I’ve mostly been teaching private lessons lately. Between the day job, not needing to rent space, and a few other things, they just work better. Recently, I had one of my transnational fusion students ask me to teach her American Tribal Style (ATS ®) during her lessons instead. For those unfamiliar with ATS, it is a planned improvisational style of dance where dancers learn a finite set of combinations and formations, and cue each other as to which move to do next mid-performance. She’s heard me extoll the benefits of ATS, like the strong component of community (a post for another day) and those appealed to her. As I just completed my Teacher Training certification, I agreed.
This student has studied with me for a very long time. She is a wonderfully expressive dancer who has battled with a few physical issues over the years. My insistence on proper (and healthy) technique is one of the reasons that she comes to me. This is one way that I generally give my perfectionism free reign. It has served me well to insist on proper alignment for myself and my students, and to help students find the right positioning for their bodies.
On the day of our first official ATS class, I threw a whole lot of information at her.
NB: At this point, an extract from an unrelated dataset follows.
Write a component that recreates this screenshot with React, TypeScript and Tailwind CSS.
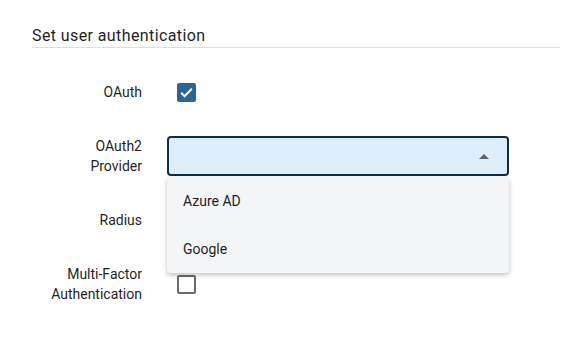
import { useState } from "react";

const Checkbox = ({ checked }: { checked: boolean }) =>
  checked ? (
    <div className="w-[19px] h-[19px] rounded-[2px] bg-[#2c6497] flex items-center justify-center">
      <svg width="15" height="15" viewBox="0 0 24 24" fill="none">
        <path d="M3.5 12.5l5.5 5.5L20.5 6" stroke="white" strokeWidth="3.2" />
      </svg>
    </div>
  ) : (
    <div className="w-[19px] h-[19px] rounded-[2px] border-2 border-[#6b6b6b] bg-white"></div>
  );

const App = () => {
  const [open] = useState(true);
  const providers = ["Azure AD", "Google"];

  return (
    <div
      className="w-[573px] h-[341px] bg-white text-[#1f1f1f] pl-8"
      style={{ fontFamily: "Roboto, 'Noto Sans', sans-serif" }}
    >
      {/* Section title */}
      <div className="w-[528px] pt-[26px] pb-px border-b border-[#dedede]">
        <h2 className="text-[16px] leading-5 tracking-[0.4px]">Set user authentication</h2>
      </div>

      <div className="mt-[12px] flex flex-col text-[14px] leading-5">
        {/* OAuth */}
        <div className="h-16 flex items-center">
          <div className="w-[110px] text-right">OAuth</div>
          <div className="pl-[35px]">
            <Checkbox checked={true} />
          </div>
        </div>

        {/* OAuth2 Provider */}
        <div className="h-16 flex items-center">
          <div className="w-[110px] text-right">
            OAuth2
            <br />
            Provider
          </div>
          <div className="pl-[25px] relative">
            <div className="w-[342px] h-10 rounded-[4px] border-2 border-[#0e2d4d] bg-[#ddeefb] flex items-center justify-end pr-[18px]">
              <svg width="10" height="5" viewBox="0 0 10 5">
                <path d="M0 5L5 0L10 5Z" fill="#5f6368" />
              </svg>
            </div>
            {open && (
              <div className="absolute left-[25px] top-[41px] w-[342px] z-10 bg-[#f4f5f7] rounded-[4px] shadow-[0_2px_5px_rgba(0,0,0,0.25)]">
                {providers.map((p) => (
                  <div key={p} className="h-12 flex items-center px-4">
                    {p}
                  </div>
                ))}
              </div>
            )}
          </div>
        </div>

        {/* Radius */}
        <div className="h-16 flex items-center">
          <div className="w-[110px] text-right">Radius</div>
          <div className="pl-[35px]">
            <Checkbox checked={false} />
          </div>
        </div>

        {/* MFA */}
        <div className="h-16 flex items-center">
          <div className="w-[110px] text-right">
            Multi-Factor
            <br />
            Authentication
          </div>
          <div className="pl-[35px]">
            <Checkbox checked={false} />
          </div>
        </div>
      </div>
    </div>
  );
};

export default App;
I gave her 4 weeks’ worth of information in an hour, and she absorbed it like a sponge. I did this because her previous dance experience allowed her to grasp the information easily, and because it was enough information to start dancing. Through the hour, we talked through the 4 basic movements, rules for formations, how take a turn leading the group, and how to change the leader. As we walked through each item, I corrected her technique both for alignment and the stylization that is used in ATS. I helped her practice the path that she would follow to move in and out of formations. I gave her tricks to help her remember some of the details that are more difficult for a fusion dancer to remember. I talked her through the corrections. She did it all, and adjusted the things we discussed. And then it was time to dance.
I put on an appropriate “fast” song and took the lead position. She stepped in behind me and we started to move. We went through each of the basic moves, and then I shifted the lead. We talked a bit as we danced, me helping her remember some of the details. She took the lead, we did two moves together, then she turned to hand the lead role back to me. I led us through a bit more, then gave her another opportunity to try leading. She didn’t take it. We talked briefly about how to take the front rank, and kept dancing. Then I yielded the position again. We circled around and this time, she took the lead spot, but not quite the way she should. She led us through a few more moves until the song ended.
I turned off the music, and turned to explain exactly how to move into position. But she looked at me, and I stopped. The look of sheer joy on her face kept me from uttering a single word. What I had to say didn’t matter. That minor detail was immaterial in the face of all that bliss. Because regardless of the rules, the technique, and the formations, we had danced. We had shared a perfect moment in the music and enjoyed every bit of it. And that moment reminded me why I keep going back, why I work so hard, and what it feels like to join with other dancers and move. I told my inner perfectionist to shove off and hugged her. A “perfect” transition to lead can wait for another day.